Alice (Coates) Harris was a respected librarian, educator and volunteer in the city of South Pasadena, California. To those closest to her, she was much more than that. She was a beloved wife, mother, grandmother and sister.

When Harris passed away in 2016, her family decided that Hastings College – nearly 1,500 miles from her California home – was the ideal place to honor her memory.
The lively brunette grew up across the street from the College in a storybook English Tudor on East Seventh Street built in 1931 by her grandfather, Lloyd Coates. Harris attended Hastings College from 1945 to 1947 and was active on campus as president of the Theta Psi Beta Society and a member of the Symphony Orchestra and Student Association. Her brother, George Coates ’51, was a Hastings College graduate, and her sister-in-law, Betty (Brannen) Coates, attended the College.
To continue the Hastings College legacy of Alica (Coates) Harris and the Coates family, her daughter Mary Rooney and son James McIllece, along with other family members, established the Alice Nadine (Coates) Harris Endowed Scholarship, awarded each year to a female student preparing for a career in education or library science. The Hastings College Foundation preserves gifts to the endowed scholarship as principal and uses only a percentage of the yearly growth for scholarship aid.
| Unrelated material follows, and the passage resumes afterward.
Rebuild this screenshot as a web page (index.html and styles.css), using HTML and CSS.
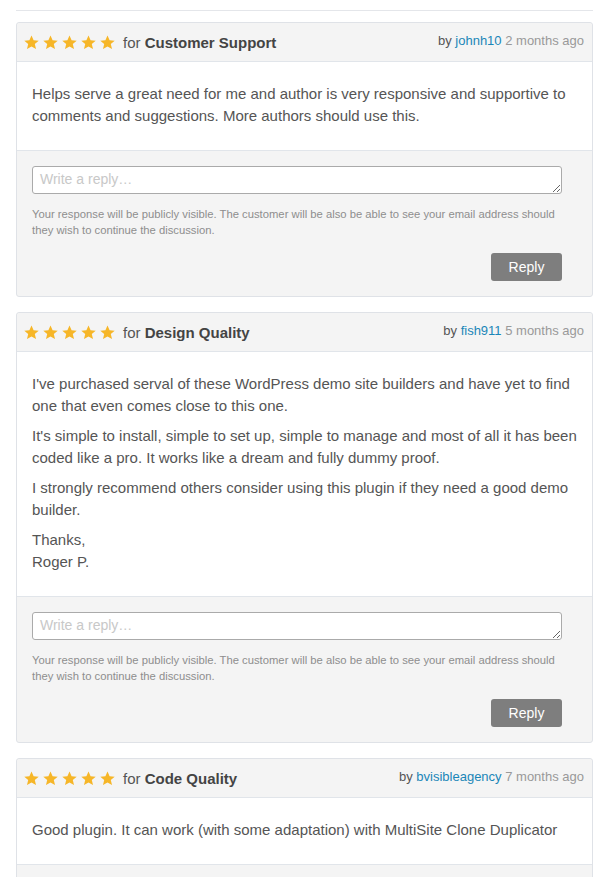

In this way, the funds support students now and for future generations.
In her obituary, Harris was remembered as a woman who loved children and animals and inspired others with her “passion for youth education, politics, women’s rights and lifelong learning.”
Harris studied English education at Hastings before following her then-husband, Donald McIllece ’49, to Omaha. She graduated from the University of Nebraska-Omaha in 1950 with a bachelor’s degree in education and later earned her master’s degree in library science from the University of Washington. In 1965 she married George Harris and moved to South Pasadena, where she was a devoted elementary and middle school librarian for the San Marino School District until her retirement.
Harris was preceded in death by her husband and her brother, George Coates, who spent 45 years in the Army and National Guard, including service as Adjutant General of the Washington National Guard. Following his retirement in 1985, he worked as a consultant for the military for 10 years. He died in 2007, his wife Betty in 2017.
The original Coates’ family home in Hastings has a decades-long history of owners associated with Hastings College. Dee (Wattles) Yost ’72, public service librarian in Perkins Library, lived in the home until her death in 2007. The College purchased the home in 2013 as a residence for then-President Don Jackson ’70. The current owner is Dr. Jesse Weiss, associate dean of academic affairs and professor of sociology.